Rather than bludgeoning myself with the 95 ways I’ve screwed up my life, The Artists’ Way lays out a process of creative discovery that is based in self-compassion and fun.
Yes, fun. And compassion.
You don’t get closer to who you truly are by working more hours and slaving away to someone else’s concept of “success” or by being mean to yourself.
Instead, the process of peeling back the layers that have crusted over to make you blind to who you really are requires courage to try something new, compassion for things feeling awkward, and a healthy dose of fun to raise your energy level and keep you engaged in the process. Without compassion for yourself, you’ll remain stuck and muddy and swirling in a spin cycle of “shoulds.” And “should-ing” yourself doesn’t lead to clarity. Try this out, just as experiment.
What’s the most recent thing you told yourself you “should” do? It can be anything from something mundane, e.g., “I should clean my bathroom” to something big, like “I should find a new job.”
Say very sternly to yourself: “I should_________.”
What’s your energy level? Be honest. How much do you want to do the thing you just told yourself to do?

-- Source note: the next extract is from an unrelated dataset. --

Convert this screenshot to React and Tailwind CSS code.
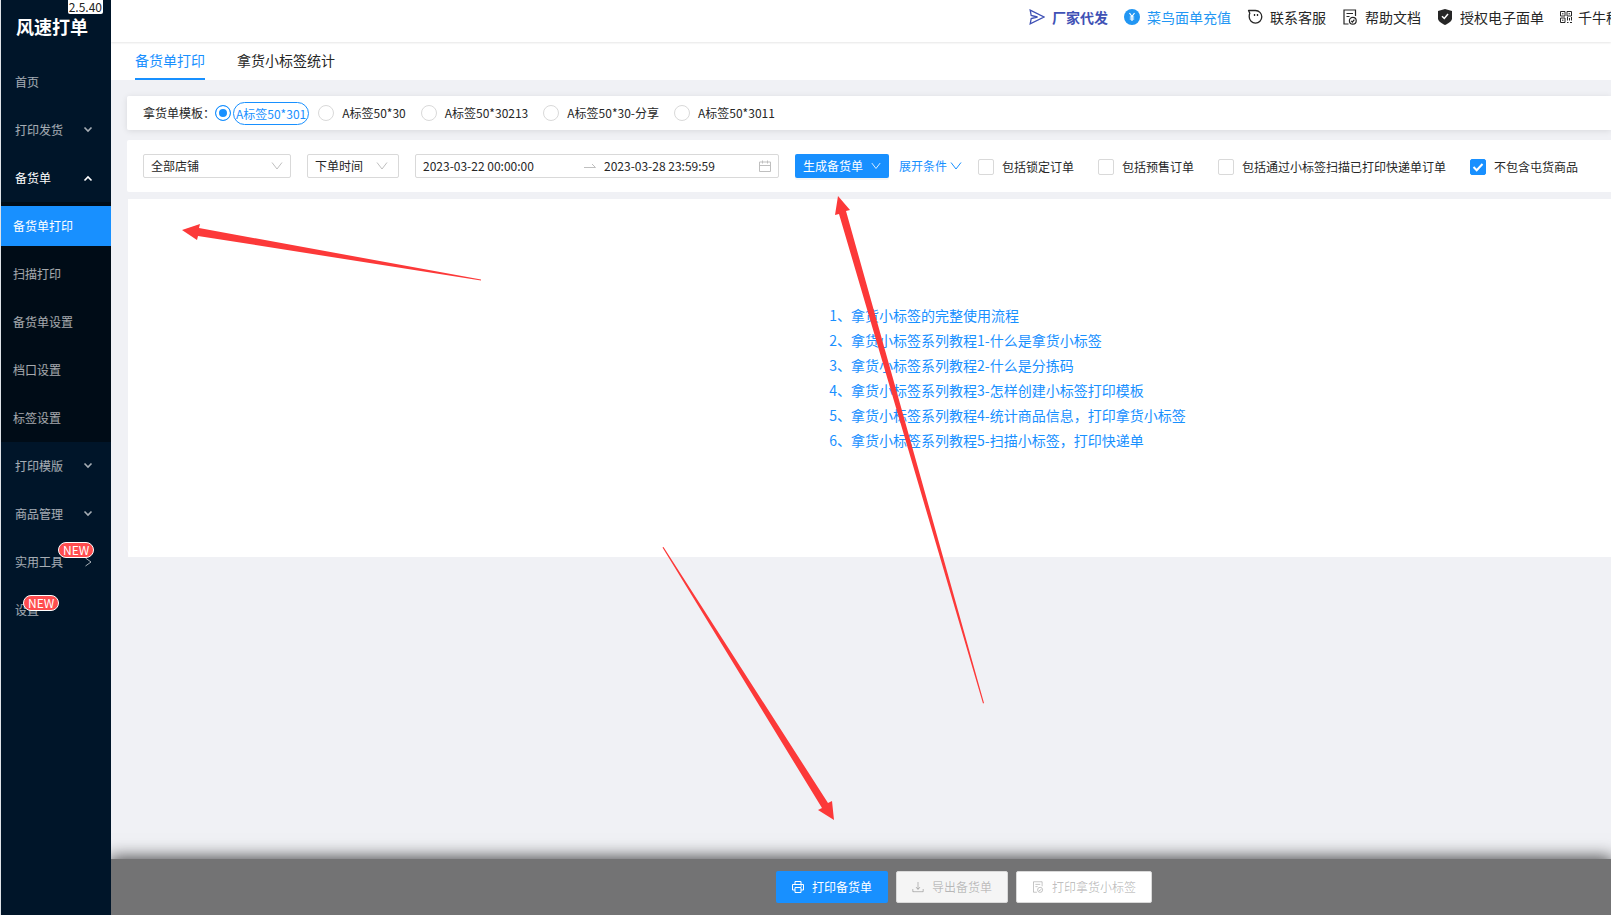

For many of us, what we experience is an internal groan, a slumping of the shoulders and a big sigh. Not a lot of positive energy behind that—because there’s also this tiny voice that’s likely saying: “I should do x, y,z , but I don’t wanna. That doesn’t sound like fun.” Or: I should do X, Y, Z so that ___________ (I make so-and-so happy, so I look like a grown-up, because my boss asked me to and I don’t want to get fired, because I’m afraid if I don’t, no one will like me).
Now, try replacing the word should with “could.”
I could clean the bathroom or I could ________ (rattle off other things you could do).
What happens to your energy level now? For many of us, we feel a little lighter because we are now giving ourselves a choice. And the reason that’s important is because: choice = freedom = more energy = more clarity
And clarity is what you need to get through the mud in your brain so you can get closer to who you really are.